Достоевский с напряженным любопытством следил за этой борьбой; многое и удивляло его. Сама по себе возможность добиться права на самостоятельный общественный голос, независимый от расположения или нерасположения к нему сословной администрации, радовала его, помогала укрепиться в вере в собственные усилия. На его глазах иерархически ничтожная величина — журналист — обретала могущество ведущей политической и идеологической силы. Как волевая личность Катков безусловно и чрезвычайно притягивал Достоевского, но перерождение последовательного англомана в идеолога официального патриотизма и настораживало: убеждение это или просто выгодная тактика? И наконец, Достоевскому претила официозность позиции Каткова, делавшего ставку на перемены в высшей администрации, а не на народ. «Господин Катков, — записывает он в дневник, — не находит разницы между нашим официализмом и русскими основными народными силами. Тут господин Катков сломит ногу». Но идея национальности как формы демократии, о которой вдруг заговорил Михаил Никифорович, давно будоражила и его сознание.

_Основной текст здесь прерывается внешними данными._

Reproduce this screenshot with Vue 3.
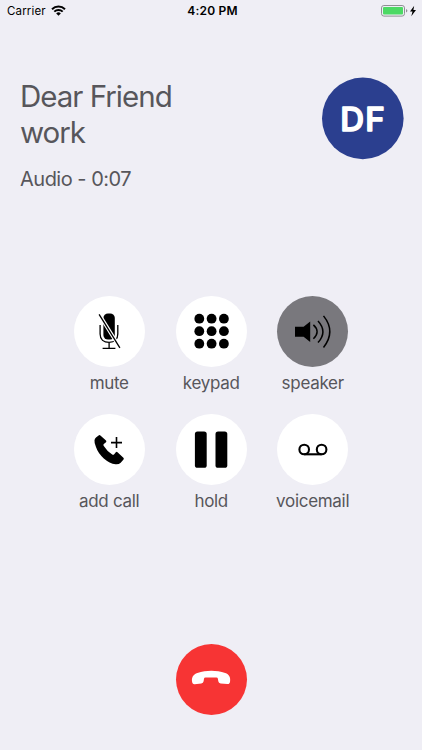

«Мы не считаем национальность последним словом и последнею целью человечества, — набрасывает он свои убеждения. — Но общечеловечность не иначе достигается, как упором в свою национальность каждого парода. Идея почвы, национальностей есть точка опоры, Антей.

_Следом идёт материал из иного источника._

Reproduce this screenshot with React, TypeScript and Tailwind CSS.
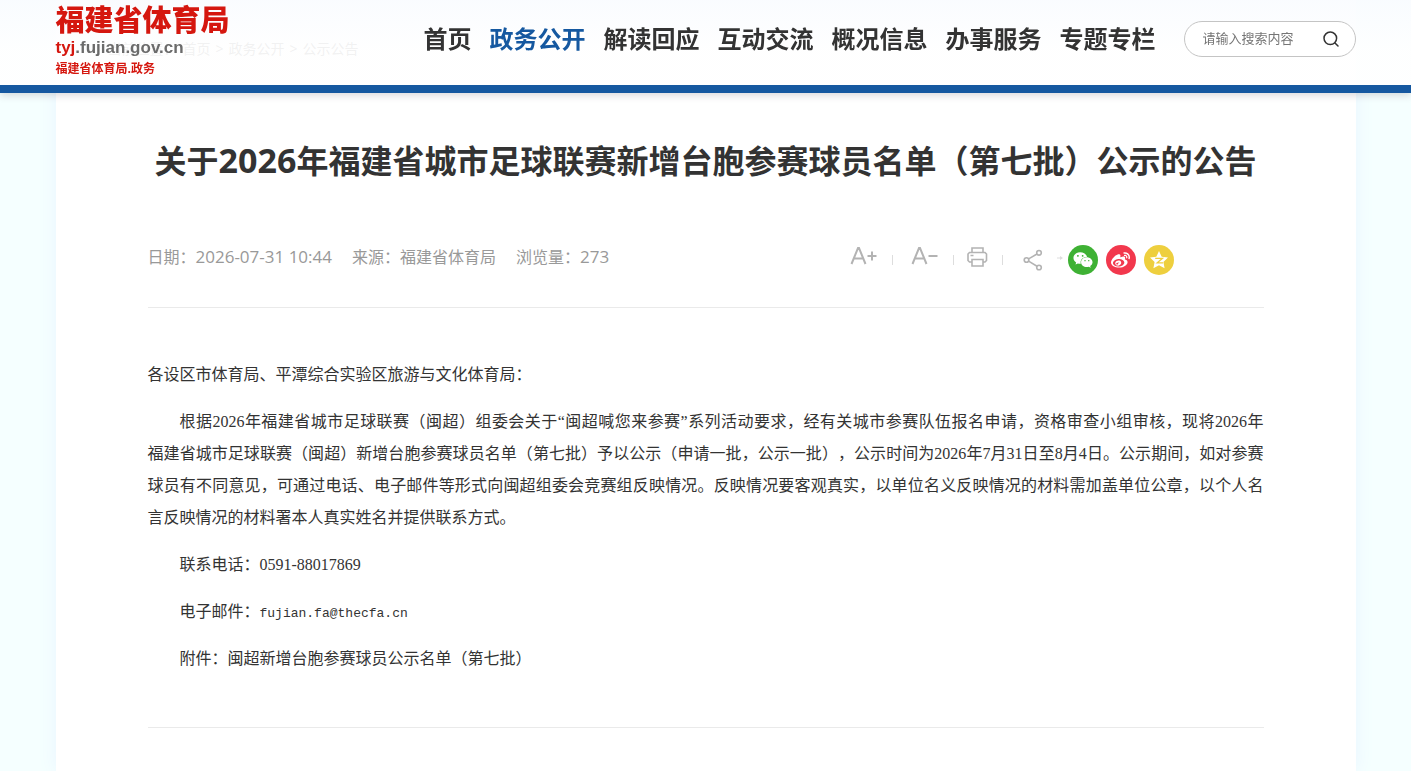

Идея национальностей есть новая форма демократии».
Достоевский надеялся еще продолжить свой спор с Катковым. Но пока он ехал к нему не за тем.

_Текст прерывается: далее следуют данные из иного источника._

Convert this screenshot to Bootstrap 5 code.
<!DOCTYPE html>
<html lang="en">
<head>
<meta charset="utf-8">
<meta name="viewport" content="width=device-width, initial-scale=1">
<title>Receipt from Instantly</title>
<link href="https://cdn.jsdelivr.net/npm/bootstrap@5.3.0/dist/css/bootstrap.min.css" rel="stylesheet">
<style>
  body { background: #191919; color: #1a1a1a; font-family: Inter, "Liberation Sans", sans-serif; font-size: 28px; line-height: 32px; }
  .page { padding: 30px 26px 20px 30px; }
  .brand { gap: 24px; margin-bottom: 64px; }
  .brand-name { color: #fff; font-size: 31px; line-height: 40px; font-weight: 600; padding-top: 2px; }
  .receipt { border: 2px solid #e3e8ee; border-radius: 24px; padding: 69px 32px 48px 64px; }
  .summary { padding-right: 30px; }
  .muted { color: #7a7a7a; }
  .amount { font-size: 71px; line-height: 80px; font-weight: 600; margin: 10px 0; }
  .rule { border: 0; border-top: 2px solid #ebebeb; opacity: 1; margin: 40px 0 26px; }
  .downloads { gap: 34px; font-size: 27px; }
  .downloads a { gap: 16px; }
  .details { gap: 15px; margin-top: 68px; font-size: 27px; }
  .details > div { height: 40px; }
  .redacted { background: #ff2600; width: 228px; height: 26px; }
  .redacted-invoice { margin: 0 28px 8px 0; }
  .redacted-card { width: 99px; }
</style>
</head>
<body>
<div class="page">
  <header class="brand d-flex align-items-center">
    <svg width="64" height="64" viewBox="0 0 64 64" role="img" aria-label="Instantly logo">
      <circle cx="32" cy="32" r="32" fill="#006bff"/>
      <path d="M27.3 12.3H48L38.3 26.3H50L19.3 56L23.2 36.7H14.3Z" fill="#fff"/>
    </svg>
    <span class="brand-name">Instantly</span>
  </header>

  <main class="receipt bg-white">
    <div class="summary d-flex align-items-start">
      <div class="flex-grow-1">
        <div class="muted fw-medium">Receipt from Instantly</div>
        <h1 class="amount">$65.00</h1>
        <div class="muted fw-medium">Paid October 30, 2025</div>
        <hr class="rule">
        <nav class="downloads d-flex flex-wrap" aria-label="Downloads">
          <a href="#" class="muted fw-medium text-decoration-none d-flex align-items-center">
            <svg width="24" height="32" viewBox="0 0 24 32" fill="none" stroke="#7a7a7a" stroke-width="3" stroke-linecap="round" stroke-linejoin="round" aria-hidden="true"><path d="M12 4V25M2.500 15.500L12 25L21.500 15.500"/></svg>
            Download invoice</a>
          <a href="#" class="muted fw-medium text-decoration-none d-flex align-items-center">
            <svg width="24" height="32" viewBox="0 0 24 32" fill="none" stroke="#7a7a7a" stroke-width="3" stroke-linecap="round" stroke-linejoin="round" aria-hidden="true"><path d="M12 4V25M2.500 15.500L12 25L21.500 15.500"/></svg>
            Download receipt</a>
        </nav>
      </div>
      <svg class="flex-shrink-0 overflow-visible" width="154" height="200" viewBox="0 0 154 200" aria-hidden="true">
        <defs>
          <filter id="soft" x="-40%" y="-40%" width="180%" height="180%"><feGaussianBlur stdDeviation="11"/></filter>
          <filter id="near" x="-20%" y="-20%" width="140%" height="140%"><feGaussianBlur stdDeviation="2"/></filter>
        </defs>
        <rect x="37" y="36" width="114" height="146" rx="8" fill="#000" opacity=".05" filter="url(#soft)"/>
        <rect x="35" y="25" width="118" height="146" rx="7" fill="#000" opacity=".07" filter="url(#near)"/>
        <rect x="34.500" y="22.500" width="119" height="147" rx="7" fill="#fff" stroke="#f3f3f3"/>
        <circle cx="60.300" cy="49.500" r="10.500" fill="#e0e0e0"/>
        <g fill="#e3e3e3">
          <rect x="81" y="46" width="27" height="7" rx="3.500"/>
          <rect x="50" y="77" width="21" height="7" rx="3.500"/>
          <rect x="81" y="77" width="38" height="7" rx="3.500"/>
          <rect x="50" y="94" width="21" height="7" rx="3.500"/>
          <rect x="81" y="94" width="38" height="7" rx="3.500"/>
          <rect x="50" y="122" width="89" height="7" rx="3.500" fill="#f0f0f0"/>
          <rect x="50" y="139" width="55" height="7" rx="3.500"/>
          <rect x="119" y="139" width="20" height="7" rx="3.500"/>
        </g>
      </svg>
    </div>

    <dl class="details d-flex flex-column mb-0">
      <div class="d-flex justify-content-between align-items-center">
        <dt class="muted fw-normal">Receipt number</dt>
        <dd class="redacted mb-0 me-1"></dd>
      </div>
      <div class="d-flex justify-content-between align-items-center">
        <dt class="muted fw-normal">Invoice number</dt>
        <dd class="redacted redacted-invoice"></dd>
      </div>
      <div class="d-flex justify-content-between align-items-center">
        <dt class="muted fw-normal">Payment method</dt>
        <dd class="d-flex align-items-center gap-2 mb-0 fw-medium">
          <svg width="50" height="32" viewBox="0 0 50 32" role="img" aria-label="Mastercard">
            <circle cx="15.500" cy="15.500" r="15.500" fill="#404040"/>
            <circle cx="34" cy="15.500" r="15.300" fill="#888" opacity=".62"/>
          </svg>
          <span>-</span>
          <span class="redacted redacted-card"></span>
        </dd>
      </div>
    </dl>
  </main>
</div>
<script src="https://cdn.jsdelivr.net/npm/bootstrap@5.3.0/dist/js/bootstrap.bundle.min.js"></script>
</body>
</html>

Анна Григорьевна пришла на вокзал проводить Федора Михайловича. Неожиданно появился и Павел.
— Папа, — по всегдашней своей манере он чуть не кричал, так что провожающие невольно обернулись в их сторону, — не вздумайте только забираться на верхнюю постель, а то как раз кондрашка хватит — свалитесь, костей ваших не соберешь!
Федор Михайлович сконфузился, неловко попрощался со всеми и ушел в вагон.